• **Objective**
Find how many lines in the material hold the word "this", then state that number and nothing more.
··········
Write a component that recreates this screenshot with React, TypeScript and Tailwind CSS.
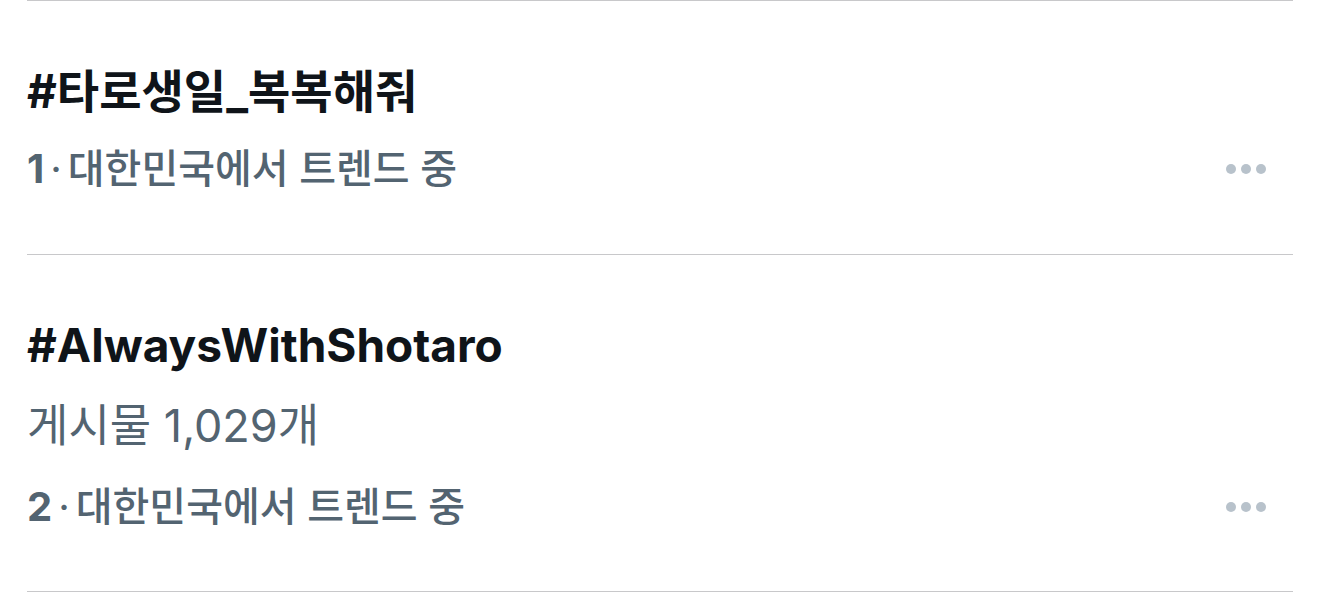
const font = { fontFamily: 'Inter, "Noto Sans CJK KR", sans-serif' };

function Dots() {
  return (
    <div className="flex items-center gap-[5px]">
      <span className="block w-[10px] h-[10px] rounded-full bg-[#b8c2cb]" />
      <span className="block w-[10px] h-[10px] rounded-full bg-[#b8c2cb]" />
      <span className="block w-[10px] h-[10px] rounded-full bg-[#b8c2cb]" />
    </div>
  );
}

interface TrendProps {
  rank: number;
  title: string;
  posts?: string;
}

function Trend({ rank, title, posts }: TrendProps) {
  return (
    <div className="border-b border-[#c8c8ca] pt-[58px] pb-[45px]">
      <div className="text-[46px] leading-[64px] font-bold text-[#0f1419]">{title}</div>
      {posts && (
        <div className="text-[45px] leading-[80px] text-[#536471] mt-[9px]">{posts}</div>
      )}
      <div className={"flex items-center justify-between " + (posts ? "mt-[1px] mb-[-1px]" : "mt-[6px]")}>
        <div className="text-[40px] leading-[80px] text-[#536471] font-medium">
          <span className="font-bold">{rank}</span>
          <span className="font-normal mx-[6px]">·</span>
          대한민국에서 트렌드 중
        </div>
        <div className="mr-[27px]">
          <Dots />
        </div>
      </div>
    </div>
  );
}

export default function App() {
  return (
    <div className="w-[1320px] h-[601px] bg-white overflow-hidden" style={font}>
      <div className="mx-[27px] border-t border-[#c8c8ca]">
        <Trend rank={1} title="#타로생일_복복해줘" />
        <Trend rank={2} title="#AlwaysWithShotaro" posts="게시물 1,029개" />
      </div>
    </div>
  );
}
··········
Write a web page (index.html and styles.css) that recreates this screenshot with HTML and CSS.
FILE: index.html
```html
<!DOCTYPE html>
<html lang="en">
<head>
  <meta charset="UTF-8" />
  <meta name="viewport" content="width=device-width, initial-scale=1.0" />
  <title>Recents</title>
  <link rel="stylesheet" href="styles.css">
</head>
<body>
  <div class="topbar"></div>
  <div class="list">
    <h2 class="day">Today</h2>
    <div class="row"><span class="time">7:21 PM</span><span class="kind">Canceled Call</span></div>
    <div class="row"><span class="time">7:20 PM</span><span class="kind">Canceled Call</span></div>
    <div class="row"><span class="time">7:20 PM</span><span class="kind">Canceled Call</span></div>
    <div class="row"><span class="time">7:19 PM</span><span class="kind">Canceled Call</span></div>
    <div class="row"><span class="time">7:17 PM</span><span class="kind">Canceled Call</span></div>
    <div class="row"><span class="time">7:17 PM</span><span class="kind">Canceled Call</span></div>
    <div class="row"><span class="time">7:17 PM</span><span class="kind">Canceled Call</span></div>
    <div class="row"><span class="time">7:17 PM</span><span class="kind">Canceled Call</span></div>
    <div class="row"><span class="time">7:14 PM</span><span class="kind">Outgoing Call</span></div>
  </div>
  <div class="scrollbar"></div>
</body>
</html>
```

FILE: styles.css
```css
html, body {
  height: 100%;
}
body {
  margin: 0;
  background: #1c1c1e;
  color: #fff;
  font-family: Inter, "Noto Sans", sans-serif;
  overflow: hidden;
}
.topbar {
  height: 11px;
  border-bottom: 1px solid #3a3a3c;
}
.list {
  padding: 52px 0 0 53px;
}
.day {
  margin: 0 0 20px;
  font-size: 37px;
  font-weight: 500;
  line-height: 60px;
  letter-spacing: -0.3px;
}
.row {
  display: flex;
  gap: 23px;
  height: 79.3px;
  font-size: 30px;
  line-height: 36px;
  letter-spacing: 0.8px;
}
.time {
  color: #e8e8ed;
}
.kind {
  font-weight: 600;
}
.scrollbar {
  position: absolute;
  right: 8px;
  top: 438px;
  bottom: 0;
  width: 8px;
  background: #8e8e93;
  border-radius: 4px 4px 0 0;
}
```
··········
• **Solution to the problem**
2